Sergio Ramírez
Ahora termino de leer, por ejemplo, la novela Tratado de las pasiones del alma, de António Lobo Antunes (Lisboa, 1942). Estoy fascinado por la manera en que el lenguaje puede ir iluminando en planos paralelos cada situación, ese juego de espejos tan propio de la poesía y que aquí discurre en el relato de la mano de un verdadero pintor. Cuadros, una galería donde cada cuadro se revela en todos sus detalles mínimos, sin que a la mano diestra se le pierda nada, el paisaje urbano de Lisboa y su decadencia, el derrumbe de lo viejo frente a la irrupción de lo nuevo, destinado desde ya a la decrepitud. Una decrepitud que en la pintura de los personajes, es moral. El mundo se derrumba en sus trazos, y se derrumban las almas. El paisaje político es de miasmas, huele a podrido.

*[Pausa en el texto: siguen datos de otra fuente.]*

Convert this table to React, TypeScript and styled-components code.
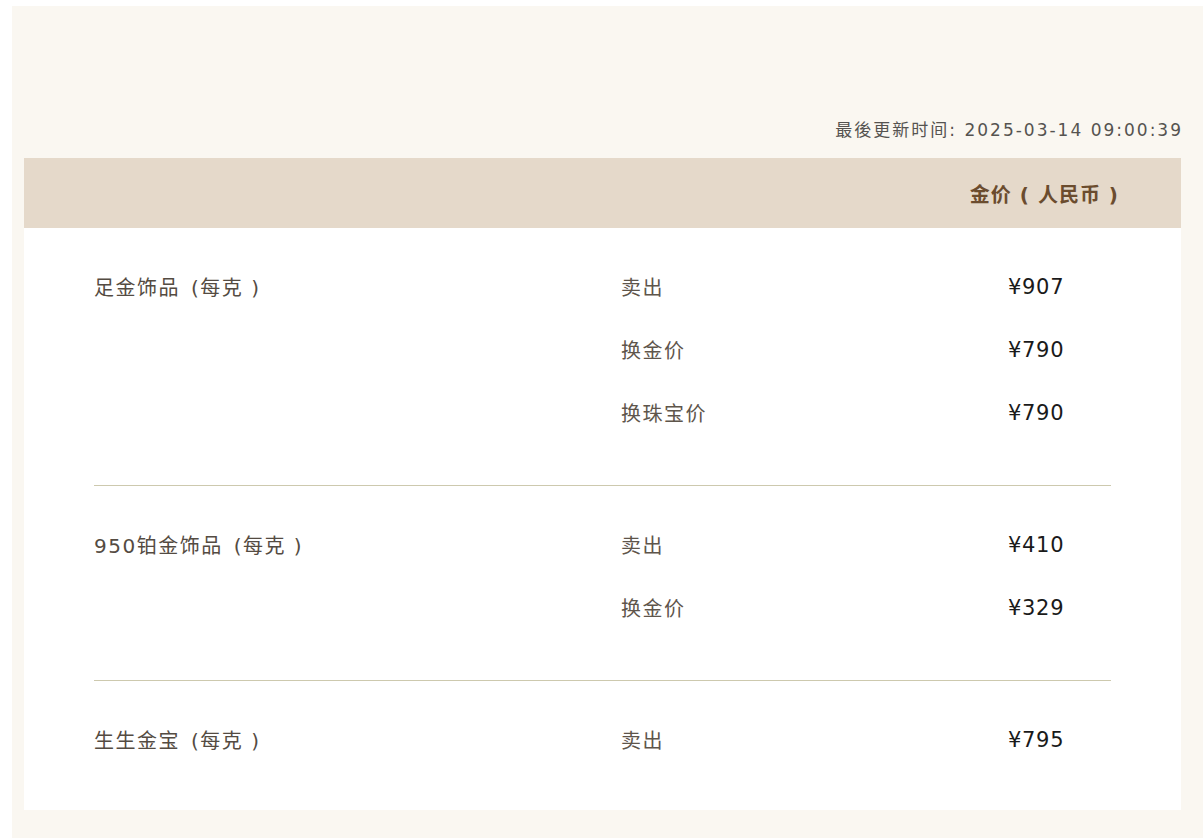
import React from "react";
import styled, { createGlobalStyle } from "styled-components";

const GlobalStyle = createGlobalStyle`
  html, body { margin: 0; padding: 0; background: #ffffff; }
  body { font-family: "DejaVu Sans", "Noto Sans CJK SC", sans-serif; }
`;

const Page = styled.div`
  padding: 6px 0 0 12px;
  min-height: 832px;
  box-sizing: border-box;
`;

const Panel = styled.div`
  background: #faf7f1;
  padding: 0 22px 30px 12px;
  min-height: 832px;
  box-sizing: border-box;
`;

const Updated = styled.div`
  display: flex;
  justify-content: flex-end;
  padding-top: 112px;
  margin-bottom: 16px;
  margin-right: -2px;
  font-family: "DejaVu Sans", "Noto Sans CJK SC", sans-serif;
  font-size: 17px;
  line-height: 24px;
  letter-spacing: 2px;
  color: #555350;
`;

const HeaderBar = styled.div`
  height: 70px;
  background: #e5d9ca;
  display: flex;
  align-items: center;
  justify-content: flex-end;
  padding-right: 62px;
`;

const HeaderTitle = styled.span`
  font-family: "DejaVu Sans", "Noto Sans CJK SC", sans-serif;
  font-size: 20px;
  font-weight: 700;
  letter-spacing: 1px;
  color: #6b4c2e;
  white-space: pre;
`;

const Card = styled.div`
  background: #ffffff;
`;

const Group = styled.div<{ $first?: boolean; $last?: boolean }>`
  margin: 0 70px;
  padding: 27px 0 ${(p) => (p.$last ? 39 : 41)}px;
  border-top: ${(p) => (p.$first ? "none" : "1px solid #cdc9ae")};
  display: grid;
  grid-template-columns: 527px 387px 1fr;
  grid-auto-rows: 63px;
  align-items: center;
`;

const Label = styled.div`
  grid-column: 1;
  font-family: "DejaVu Sans", "Noto Sans CJK SC", sans-serif;
  font-size: 20px;
  letter-spacing: 1.5px;
  color: #544b42;
  white-space: pre;
`;

const Unit = styled.span`
  margin-left: 11px;
`;

const Kind = styled.div`
  grid-column: 2;
  font-family: "Noto Sans CJK SC", sans-serif;
  font-size: 20px;
  letter-spacing: 1.5px;
  color: #5e554b;
`;

const Price = styled.div`
  grid-column: 3;
  font-family: "DejaVu Sans", sans-serif;
  font-size: 21px;
  letter-spacing: 0.7px;
  color: #1a1a1a;
`;

type Item = { label: string; rows: [string, string][] };

const data: Item[] = [
  {
    label: "足金饰品",
    rows: [
      ["卖出", "¥907"],
      ["换金价", "¥790"],
      ["换珠宝价", "¥790"],
    ],
  },
  {
    label: "950铂金饰品",
    rows: [
      ["卖出", "¥410"],
      ["换金价", "¥329"],
    ],
  },
  {
    label: "生生金宝",
    rows: [["卖出", "¥795"]],
  },
];

export default function App() {
  return (
    <>
      <GlobalStyle />
      <Page>
        <Panel>
          <Updated>最後更新时间: 2025-03-14 09:00:39</Updated>
          <HeaderBar>
            <HeaderTitle>金价 ( 人民币 )</HeaderTitle>
          </HeaderBar>
          <Card>
            {data.map((item, gi) => (
              <Group key={gi} $first={gi === 0} $last={gi === data.length - 1}>
                {item.rows.map(([kind, price], ri) => (
                  <React.Fragment key={ri}>
                    {ri === 0 ? (
                      <Label>
                        {item.label}
                        <Unit>(每克 )</Unit>
                      </Label>
                    ) : (
                      <Label />
                    )}
                    <Kind>{kind}</Kind>
                    <Price>{price}</Price>
                  </React.Fragment>
                ))}
              </Group>
            ))}
          </Card>
        </Panel>
      </Page>
    </>
  );
}
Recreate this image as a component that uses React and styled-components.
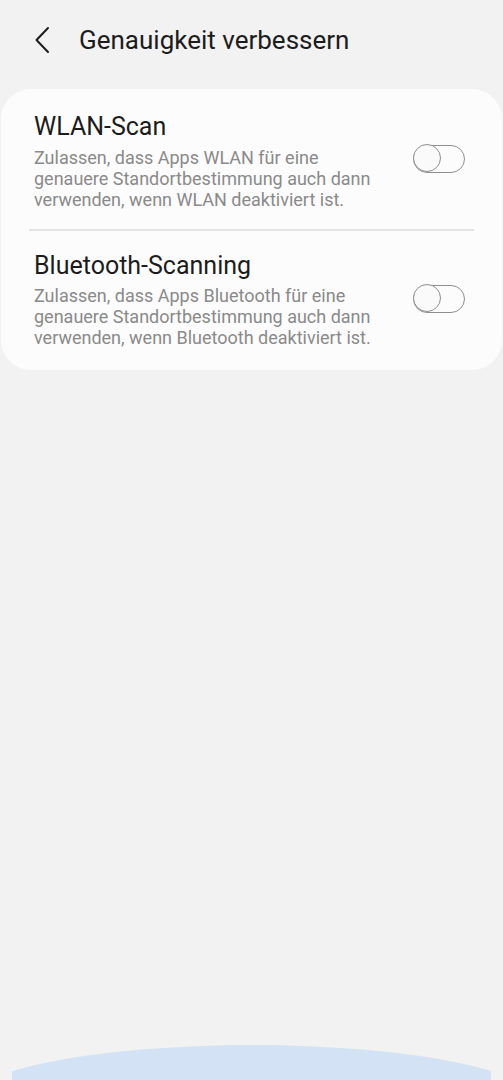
import React, { useState } from "react";
import styled, { createGlobalStyle } from "styled-components";

const GlobalStyle = createGlobalStyle`
  html, body {
    margin: 0;
    padding: 0;
    background: #f2f2f2;
    font-family: Roboto, "Noto Sans", sans-serif;
  }
`;

const Screen = styled.div`
  position: relative;
  width: 503px;
  height: 1080px;
  overflow: hidden;
  background: #f2f2f2;
`;

const Header = styled.header`
  display: flex;
  align-items: center;
  height: 80px;
  padding-left: 33px;
  gap: 28px;
`;

const BackButton = styled.button`
  display: flex;
  align-items: center;
  justify-content: center;
  width: 18px;
  height: 40px;
  padding: 0;
  border: none;
  background: transparent;
  cursor: pointer;
`;

const Title = styled.h1`
  margin: 0;
  font-size: 26px;
  font-weight: 400;
  color: #1c1c1c;
`;

const Card = styled.section`
  margin: 9px 1px 0;
  background: #fcfcfc;
  border-radius: 30px;
  padding: 0 28px;
`;

const Item = styled.div`
  display: flex;
  align-items: center;
  padding: ${(p) => (p.$first ? "23px 0 19px 5px" : "20px 0 22px 5px")};
  border-top: ${(p) => (p.$first ? "none" : "2px solid #e3e3e3")};
`;

const TextCol = styled.div`
  flex: 1;
  max-width: 352px;
`;

const ItemTitle = styled.div`
  font-size: 25px;
  line-height: 30px;
  color: #1c1c1c;
`;

const ItemDesc = styled.div`
  margin-top: 4.5px;
  font-size: 18px;
  line-height: 21px;
  color: #8a8a8a;
`;

const Switch = styled.button`
  position: relative;
  flex: none;
  width: 52px;
  height: 28px;
  margin: 0 9px ${(p) => (p.$lift ? "4px" : "0")} auto;
  padding: 0;
  border: 1.5px solid #8f8f8f;
  border-radius: 15px;
  background: transparent;
  cursor: pointer;

  &::after {
    content: "";
    position: absolute;
    top: -2px;
    left: ${(p) => (p.$on ? "22px" : "-1.5px")};
    width: 26px;
    height: 26px;
    border: 1.5px solid #8f8f8f;
    border-radius: 50%;
    background: #fafafa;
  }
`;

const BottomGlow = styled.div`
  position: absolute;
  left: 12px;
  right: 12px;
  top: 1045px;
  height: 60px;
  overflow: hidden;

  &::before {
    content: "";
    position: absolute;
    top: 0;
    left: 50%;
    width: 580px;
    height: 120px;
    margin-left: -290px;
    border-radius: 50%;
    background: #d3e3f5;
  }
`;

const items = [
  {
    title: "WLAN-Scan",
    desc: "Zulassen, dass Apps WLAN für eine genauere Standortbestimmung auch dann verwenden, wenn WLAN deaktiviert ist.",
  },
  {
    title: "Bluetooth-Scanning",
    desc: "Zulassen, dass Apps Bluetooth für eine genauere Standortbestimmung auch dann verwenden, wenn Bluetooth deaktiviert ist.",
  },
];

export default function App() {
  const [state, setState] = useState([false, false]);

  return (
    <Screen>
      <GlobalStyle />
      <Header>
        <BackButton aria-label="Zurück">
          <svg width="18" height="28" viewBox="0 0 18 28" fill="none">
            <path d="M15 2 L3.5 14 L15 26" stroke="#1c1c1c" strokeWidth="2" strokeLinecap="round" strokeLinejoin="round" />
          </svg>
        </BackButton>
        <Title>Genauigkeit verbessern</Title>
      </Header>
      <Card>
        {items.map((it, i) => (
          <Item key={it.title} $first={i === 0}>
            <TextCol>
              <ItemTitle>{it.title}</ItemTitle>
              <ItemDesc>{it.desc}</ItemDesc>
            </TextCol>
            <Switch
              $on={state[i]}
              $lift={i === 0}
              onClick={() => setState((s) => s.map((v, j) => (j === i ? !v : v)))}
            />
          </Item>
        ))}
      </Card>
      <BottomGlow />
    </Screen>
  );
}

Planos superpuestos, en el tiempo y en el espacio, cada escena traslapada sobre otra, y otra. Entonces mi pregunta: ¿este libro, que plantea la belleza total como clave de la narración, puede ser leído en lo que dura un vuelo corto de avión, como El código da Vinci? Confieso que no. En primer lugar, hay que leerlo despacio, se trata de una lectura compleja, y por tanto, meditada. ¿Cuántos hay dispuestos a meterse en la aventura espinosa de leer un libro así, y llamar entretención a semejante experiencia?
Lean, sino lo han hecho, Tratado de las pasiones del alma, la historia de un juez de instrucción y un terrorista, que tuvieron juntos su infancia. Pónganse entre quienes prefieren el entretenimiento que exige, y no se entrega tan fácil.